**Goal of the exercise:** Transcribe the material in full. Nothing should differ except that the pictures are left out.

**Dataset excerpt:**
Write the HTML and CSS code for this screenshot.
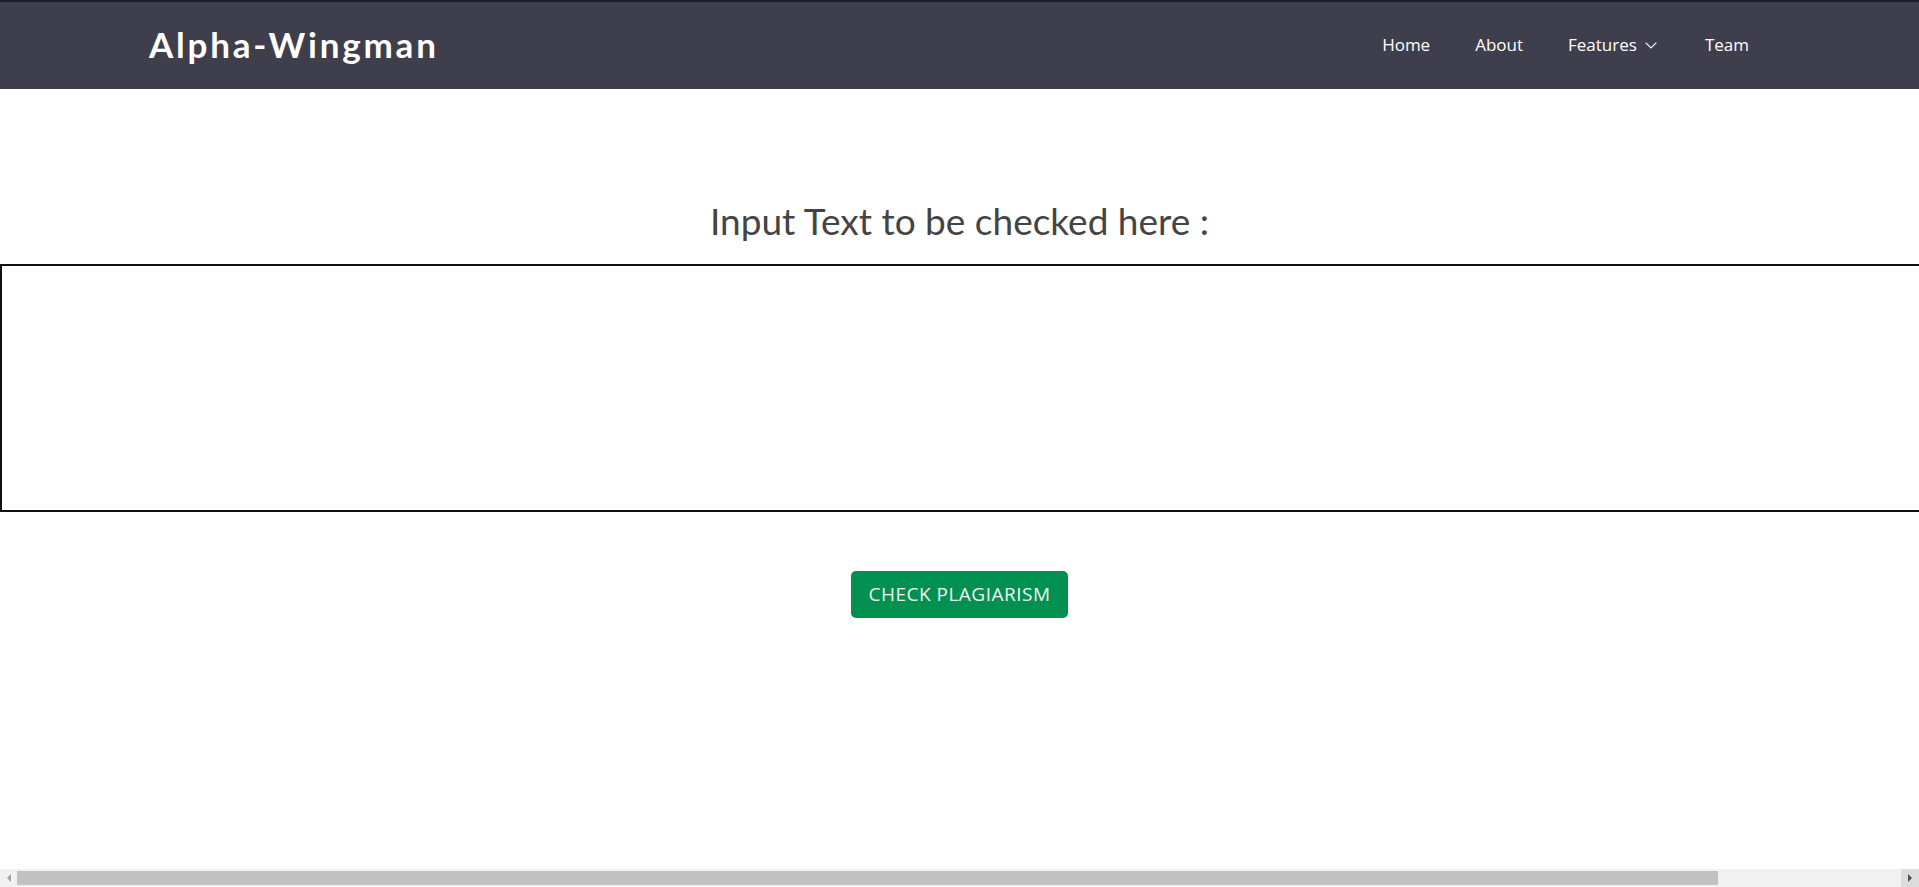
FILE: index.html
```html
<!DOCTYPE html>
<html lang="en">
<head>
<meta charset="utf-8">
<title>Alpha-Wingman</title>
<link rel="stylesheet" href="styles.css">
</head>
<body>
<div class="viewport">
  <header class="header">
    <a class="logo" href="#">Alpha-Wingman</a>
    <nav class="navbar">
      <a href="#" class="nav-link">Home</a>
      <a href="#" class="nav-link">About</a>
      <a href="#" class="nav-link dropdown">Features
        <svg class="chev" viewBox="0 0 12 7" width="12" height="7"><path d="M0.6 0.6 L6 6 L11.4 0.6" fill="none" stroke="#ffffff" stroke-width="1.1"/></svg>
      </a>
      <a href="#" class="nav-link">Team</a>
    </nav>
  </header>
  <main class="main">
    <h2 class="title">Input Text to be checked here :</h2>
    <textarea class="input-text"></textarea>
    <div class="actions">
      <button class="btn-check" type="button">CHECK PLAGIARISM</button>
    </div>
  </main>
</div>
<div class="hscroll">
  <div class="sb-btn sb-left">
    <svg viewBox="0 0 4 8" width="4" height="8"><path d="M4 0 L0 4 L4 8 Z" fill="#a3a3a3"/></svg>
  </div>
  <div class="sb-track">
    <div class="sb-thumb"></div>
  </div>
  <div class="sb-btn sb-right">
    <svg viewBox="0 0 4 8" width="4" height="8"><path d="M0 0 L4 4 L0 8 Z" fill="#505050"/></svg>
  </div>
</div>
</body>
</html>
```

FILE: styles.css
```css
html, body {
  margin: 0;
  padding: 0;
  background: #ffffff;
}

body {
  font-family: "Open Sans", "Liberation Sans", sans-serif;
  height: 100vh;
  display: flex;
  flex-direction: column;
  overflow: hidden;
}

.viewport {
  flex: 1;
  min-height: 0;
  overflow: hidden;
}

.header {
  box-sizing: border-box;
  width: 100%;
  height: 89px;
  border-top: 2px solid #1f1e2c;
  background: #3f3e4c;
  display: flex;
  align-items: center;
  justify-content: space-between;
  padding: 0 170px 0 149px;
}

.logo {
  font-family: "Lato", "Liberation Sans", sans-serif;
  font-weight: 700;
  font-size: 35px;
  letter-spacing: 2.8px;
  color: #ffffff;
  text-decoration: none;
  line-height: 1;
  margin-top: -2px;
}

.navbar {
  display: flex;
  align-items: center;
  gap: 45px;
}

.nav-link {
  font-family: "Open Sans", sans-serif;
  font-size: 17px;
  color: #ffffff;
  text-decoration: none;
  display: flex;
  align-items: center;
  margin-top: -2px;
}

.chev {
  margin-left: 7px;
  margin-right: 2px;
  margin-top: 1px;
  width: 14px;
}

.main {
  padding-top: 110px;
}

.title {
  margin: 0 0 21px 0;
  font-family: "Lato", "Liberation Sans", sans-serif;
  font-weight: 400;
  font-size: 37px;
  line-height: 1.2;
  color: #444444;
  text-align: center;
}

.input-text {
  display: block;
  box-sizing: border-box;
  width: 2125px;
  height: 248px;
  margin: 0;
  border: 2px solid #111111;
  resize: none;
  outline: none;
  padding: 4px;
  font-family: "Open Sans", sans-serif;
  font-size: 16px;
}

.actions {
  display: flex;
  justify-content: center;
  width: 100vw;
  margin-top: 59px;
}

.btn-check {
  box-sizing: border-box;
  height: 47px;
  padding: 0 17px;
  border: none;
  border-radius: 5px;
  background: #009150;
  color: #f4f4f4;
  font-family: "Open Sans", sans-serif;
  font-size: 19px;
  letter-spacing: 0.5px;
  line-height: 47px;
  cursor: pointer;
}

.hscroll {
  flex: 0 0 18px;
  display: flex;
  background: #f1f1f1;
}

.sb-btn {
  flex: 0 0 17px;
  display: flex;
  align-items: center;
  justify-content: center;
}

.sb-right {
  flex-basis: 18px;
  background: #dcdcdc;
}

.sb-track {
  flex: 1;
  display: flex;
  align-items: center;
}

.sb-thumb {
  width: 1701px;
  height: 14px;
  background: #c1c1c1;
}
```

**Task solution:**
Write the HTML and CSS code for this screenshot.
FILE: index.html
```html
<!DOCTYPE html>
<html lang="en">
<head>
<meta charset="utf-8">
<title>Alpha-Wingman</title>
<link rel="stylesheet" href="styles.css">
</head>
<body>
<div class="viewport">
  <header class="header">
    <a class="logo" href="#">Alpha-Wingman</a>
    <nav class="navbar">
      <a href="#" class="nav-link">Home</a>
      <a href="#" class="nav-link">About</a>
      <a href="#" class="nav-link dropdown">Features
        <svg class="chev" viewBox="0 0 12 7" width="12" height="7"><path d="M0.6 0.6 L6 6 L11.4 0.6" fill="none" stroke="#ffffff" stroke-width="1.1"/></svg>
      </a>
      <a href="#" class="nav-link">Team</a>
    </nav>
  </header>
  <main class="main">
    <h2 class="title">Input Text to be checked here :</h2>
    <textarea class="input-text"></textarea>
    <div class="actions">
      <button class="btn-check" type="button">CHECK PLAGIARISM</button>
    </div>
  </main>
</div>
<div class="hscroll">
  <div class="sb-btn sb-left">
    <svg viewBox="0 0 4 8" width="4" height="8"><path d="M4 0 L0 4 L4 8 Z" fill="#a3a3a3"/></svg>
  </div>
  <div class="sb-track">
    <div class="sb-thumb"></div>
  </div>
  <div class="sb-btn sb-right">
    <svg viewBox="0 0 4 8" width="4" height="8"><path d="M0 0 L4 4 L0 8 Z" fill="#505050"/></svg>
  </div>
</div>
</body>
</html>
```

FILE: styles.css
```css
html, body {
  margin: 0;
  padding: 0;
  background: #ffffff;
}

body {
  font-family: "Open Sans", "Liberation Sans", sans-serif;
  height: 100vh;
  display: flex;
  flex-direction: column;
  overflow: hidden;
}

.viewport {
  flex: 1;
  min-height: 0;
  overflow: hidden;
}

.header {
  box-sizing: border-box;
  width: 100%;
  height: 89px;
  border-top: 2px solid #1f1e2c;
  background: #3f3e4c;
  display: flex;
  align-items: center;
  justify-content: space-between;
  padding: 0 170px 0 149px;
}

.logo {
  font-family: "Lato", "Liberation Sans", sans-serif;
  font-weight: 700;
  font-size: 35px;
  letter-spacing: 2.8px;
  color: #ffffff;
  text-decoration: none;
  line-height: 1;
  margin-top: -2px;
}

.navbar {
  display: flex;
  align-items: center;
  gap: 45px;
}

.nav-link {
  font-family: "Open Sans", sans-serif;
  font-size: 17px;
  color: #ffffff;
  text-decoration: none;
  display: flex;
  align-items: center;
  margin-top: -2px;
}

.chev {
  margin-left: 7px;
  margin-right: 2px;
  margin-top: 1px;
  width: 14px;
}

.main {
  padding-top: 110px;
}

.title {
  margin: 0 0 21px 0;
  font-family: "Lato", "Liberation Sans", sans-serif;
  font-weight: 400;
  font-size: 37px;
  line-height: 1.2;
  color: #444444;
  text-align: center;
}

.input-text {
  display: block;
  box-sizing: border-box;
  width: 2125px;
  height: 248px;
  margin: 0;
  border: 2px solid #111111;
  resize: none;
  outline: none;
  padding: 4px;
  font-family: "Open Sans", sans-serif;
  font-size: 16px;
}

.actions {
  display: flex;
  justify-content: center;
  width: 100vw;
  margin-top: 59px;
}

.btn-check {
  box-sizing: border-box;
  height: 47px;
  padding: 0 17px;
  border: none;
  border-radius: 5px;
  background: #009150;
  color: #f4f4f4;
  font-family: "Open Sans", sans-serif;
  font-size: 19px;
  letter-spacing: 0.5px;
  line-height: 47px;
  cursor: pointer;
}

.hscroll {
  flex: 0 0 18px;
  display: flex;
  background: #f1f1f1;
}

.sb-btn {
  flex: 0 0 17px;
  display: flex;
  align-items: center;
  justify-content: center;
}

.sb-right {
  flex-basis: 18px;
  background: #dcdcdc;
}

.sb-track {
  flex: 1;
  display: flex;
  align-items: center;
}

.sb-thumb {
  width: 1701px;
  height: 14px;
  background: #c1c1c1;
}
```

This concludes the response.